### Aim
Repeat exactly the lines running from the first line of the data to the line containing "import React from 'react';", both ends included, and nothing else; drop the pictures.

### Data segment

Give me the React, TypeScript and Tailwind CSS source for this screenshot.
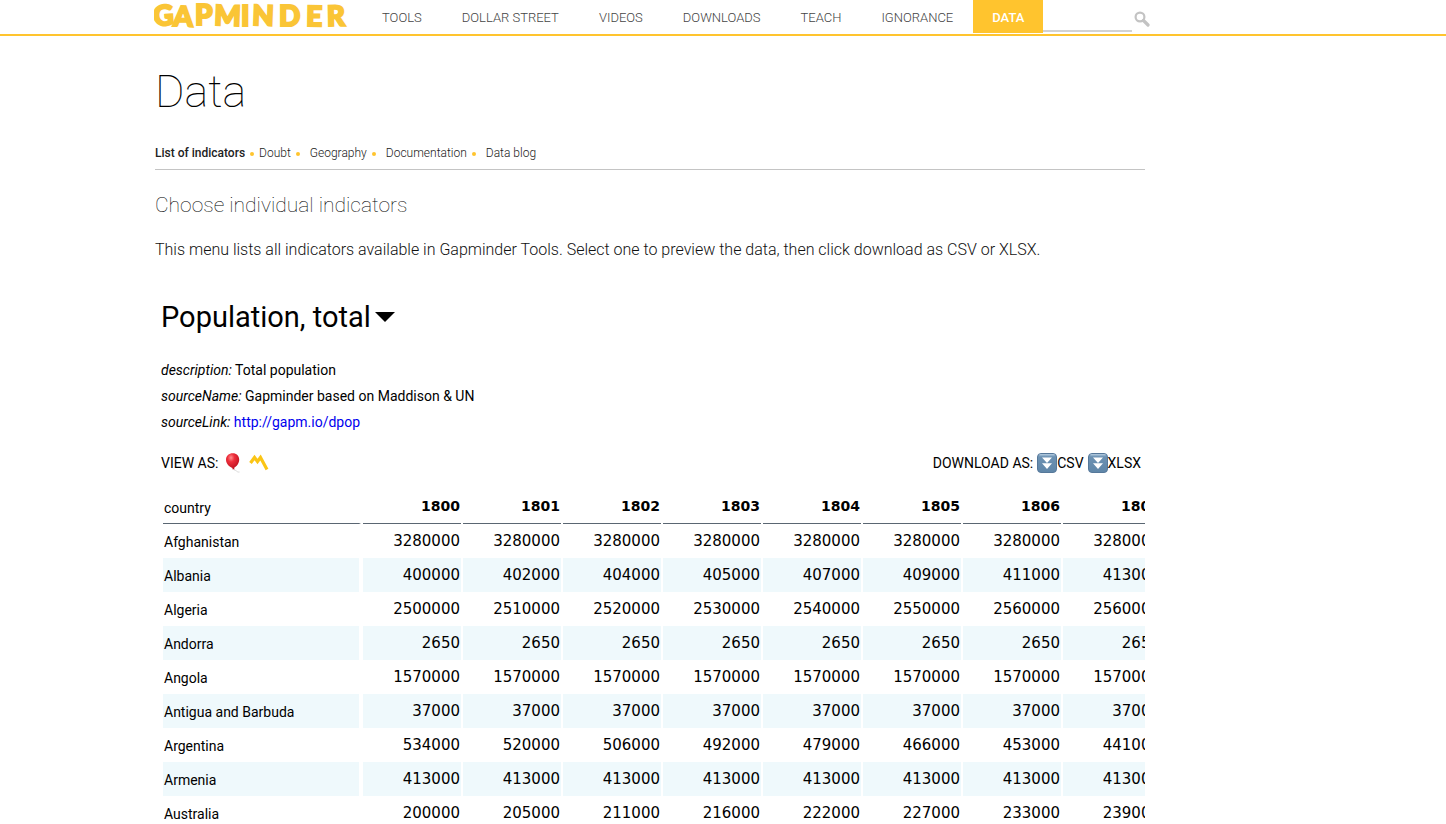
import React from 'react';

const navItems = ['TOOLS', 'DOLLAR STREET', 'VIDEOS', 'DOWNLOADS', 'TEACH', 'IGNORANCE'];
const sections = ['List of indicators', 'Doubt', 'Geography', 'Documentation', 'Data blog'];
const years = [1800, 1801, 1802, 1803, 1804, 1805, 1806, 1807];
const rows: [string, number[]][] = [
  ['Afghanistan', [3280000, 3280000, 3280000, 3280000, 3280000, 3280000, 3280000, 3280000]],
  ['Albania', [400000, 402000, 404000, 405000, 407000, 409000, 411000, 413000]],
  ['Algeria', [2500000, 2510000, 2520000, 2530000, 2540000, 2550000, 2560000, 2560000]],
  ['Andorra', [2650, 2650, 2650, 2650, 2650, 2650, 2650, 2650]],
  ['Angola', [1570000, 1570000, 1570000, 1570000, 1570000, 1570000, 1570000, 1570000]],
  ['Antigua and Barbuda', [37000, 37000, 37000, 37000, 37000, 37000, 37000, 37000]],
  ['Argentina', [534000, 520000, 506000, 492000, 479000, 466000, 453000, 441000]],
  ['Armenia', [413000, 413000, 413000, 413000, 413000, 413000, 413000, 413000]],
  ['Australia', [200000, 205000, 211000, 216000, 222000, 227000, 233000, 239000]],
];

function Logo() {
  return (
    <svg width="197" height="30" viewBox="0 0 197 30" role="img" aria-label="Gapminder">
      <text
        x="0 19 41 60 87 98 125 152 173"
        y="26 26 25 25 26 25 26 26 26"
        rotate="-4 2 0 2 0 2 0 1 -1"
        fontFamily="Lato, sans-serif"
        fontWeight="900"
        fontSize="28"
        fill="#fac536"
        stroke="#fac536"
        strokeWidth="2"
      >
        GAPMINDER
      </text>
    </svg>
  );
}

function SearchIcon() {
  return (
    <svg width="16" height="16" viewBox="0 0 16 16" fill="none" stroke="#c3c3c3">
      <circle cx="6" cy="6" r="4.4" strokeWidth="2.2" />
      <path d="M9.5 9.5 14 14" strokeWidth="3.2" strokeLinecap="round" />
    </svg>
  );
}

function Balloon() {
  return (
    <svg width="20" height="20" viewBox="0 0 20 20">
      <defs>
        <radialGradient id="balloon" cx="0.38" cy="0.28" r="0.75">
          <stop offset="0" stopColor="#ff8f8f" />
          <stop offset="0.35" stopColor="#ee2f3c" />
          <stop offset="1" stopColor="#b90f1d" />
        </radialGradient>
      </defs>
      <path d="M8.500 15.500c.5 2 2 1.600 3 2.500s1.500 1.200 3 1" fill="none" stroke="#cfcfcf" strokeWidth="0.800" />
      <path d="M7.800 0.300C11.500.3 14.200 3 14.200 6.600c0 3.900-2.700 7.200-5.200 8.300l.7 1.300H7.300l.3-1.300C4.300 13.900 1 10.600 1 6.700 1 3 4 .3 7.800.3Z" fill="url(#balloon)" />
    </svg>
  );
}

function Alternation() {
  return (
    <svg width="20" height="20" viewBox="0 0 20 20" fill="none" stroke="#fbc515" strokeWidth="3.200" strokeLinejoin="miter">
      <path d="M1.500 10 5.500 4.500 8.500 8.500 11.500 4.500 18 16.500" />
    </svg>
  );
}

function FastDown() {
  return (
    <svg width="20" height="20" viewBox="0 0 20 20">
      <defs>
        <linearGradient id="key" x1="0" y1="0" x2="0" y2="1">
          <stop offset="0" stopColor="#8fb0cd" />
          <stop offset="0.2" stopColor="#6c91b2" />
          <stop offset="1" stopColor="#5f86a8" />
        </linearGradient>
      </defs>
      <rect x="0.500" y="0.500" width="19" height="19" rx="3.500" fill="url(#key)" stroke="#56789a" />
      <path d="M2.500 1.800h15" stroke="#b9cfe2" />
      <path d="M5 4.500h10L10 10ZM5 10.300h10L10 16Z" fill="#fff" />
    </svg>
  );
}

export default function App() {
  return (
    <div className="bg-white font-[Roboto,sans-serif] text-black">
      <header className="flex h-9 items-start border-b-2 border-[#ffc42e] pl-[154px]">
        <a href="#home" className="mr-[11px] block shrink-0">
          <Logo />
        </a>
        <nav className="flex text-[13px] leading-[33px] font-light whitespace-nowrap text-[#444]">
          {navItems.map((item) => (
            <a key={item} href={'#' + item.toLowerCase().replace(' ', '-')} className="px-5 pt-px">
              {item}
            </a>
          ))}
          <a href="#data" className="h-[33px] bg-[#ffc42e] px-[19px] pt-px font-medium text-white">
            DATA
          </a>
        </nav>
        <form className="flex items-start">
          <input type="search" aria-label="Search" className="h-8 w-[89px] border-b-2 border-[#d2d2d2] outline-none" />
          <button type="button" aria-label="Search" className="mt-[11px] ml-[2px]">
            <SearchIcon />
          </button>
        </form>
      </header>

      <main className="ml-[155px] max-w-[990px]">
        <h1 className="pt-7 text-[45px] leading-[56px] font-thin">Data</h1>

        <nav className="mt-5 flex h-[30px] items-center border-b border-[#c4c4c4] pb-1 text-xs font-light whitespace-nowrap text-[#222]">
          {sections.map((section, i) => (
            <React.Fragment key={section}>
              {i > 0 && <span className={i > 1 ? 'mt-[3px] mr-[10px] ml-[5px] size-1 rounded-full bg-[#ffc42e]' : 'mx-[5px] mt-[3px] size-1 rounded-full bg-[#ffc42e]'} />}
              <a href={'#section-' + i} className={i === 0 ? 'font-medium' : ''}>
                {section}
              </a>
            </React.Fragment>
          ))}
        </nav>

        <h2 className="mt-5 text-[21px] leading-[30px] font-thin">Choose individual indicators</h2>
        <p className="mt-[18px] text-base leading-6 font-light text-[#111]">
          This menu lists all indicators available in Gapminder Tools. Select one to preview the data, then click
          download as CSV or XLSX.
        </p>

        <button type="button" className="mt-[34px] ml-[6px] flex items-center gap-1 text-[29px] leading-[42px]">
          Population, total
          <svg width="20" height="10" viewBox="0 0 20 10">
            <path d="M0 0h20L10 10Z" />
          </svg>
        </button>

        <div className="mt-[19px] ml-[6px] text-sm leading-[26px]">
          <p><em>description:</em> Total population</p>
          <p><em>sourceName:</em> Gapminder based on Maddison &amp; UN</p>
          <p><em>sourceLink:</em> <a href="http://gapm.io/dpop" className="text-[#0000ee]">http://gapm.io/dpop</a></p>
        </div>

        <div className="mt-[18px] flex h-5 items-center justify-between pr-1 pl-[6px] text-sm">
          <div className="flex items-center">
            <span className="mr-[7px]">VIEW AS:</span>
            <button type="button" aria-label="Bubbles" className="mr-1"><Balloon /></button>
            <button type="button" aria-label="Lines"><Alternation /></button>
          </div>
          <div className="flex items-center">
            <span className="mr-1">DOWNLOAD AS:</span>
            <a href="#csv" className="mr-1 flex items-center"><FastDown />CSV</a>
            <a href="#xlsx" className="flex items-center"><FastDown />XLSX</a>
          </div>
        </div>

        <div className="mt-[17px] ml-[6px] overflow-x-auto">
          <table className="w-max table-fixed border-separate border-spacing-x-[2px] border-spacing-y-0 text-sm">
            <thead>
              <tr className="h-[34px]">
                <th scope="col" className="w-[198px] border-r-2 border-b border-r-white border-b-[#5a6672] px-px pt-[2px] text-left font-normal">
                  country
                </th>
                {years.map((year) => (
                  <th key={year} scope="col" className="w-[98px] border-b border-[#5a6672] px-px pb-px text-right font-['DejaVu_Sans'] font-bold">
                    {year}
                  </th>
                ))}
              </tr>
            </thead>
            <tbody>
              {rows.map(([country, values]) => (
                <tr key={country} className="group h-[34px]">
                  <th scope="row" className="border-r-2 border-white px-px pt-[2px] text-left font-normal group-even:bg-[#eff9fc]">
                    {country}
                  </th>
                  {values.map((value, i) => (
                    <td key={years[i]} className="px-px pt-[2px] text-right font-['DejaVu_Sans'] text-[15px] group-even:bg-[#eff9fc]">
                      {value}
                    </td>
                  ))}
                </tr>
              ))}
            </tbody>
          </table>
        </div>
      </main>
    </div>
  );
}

### Result of this task
Give me the React, TypeScript and Tailwind CSS source for this screenshot.
import React from 'react';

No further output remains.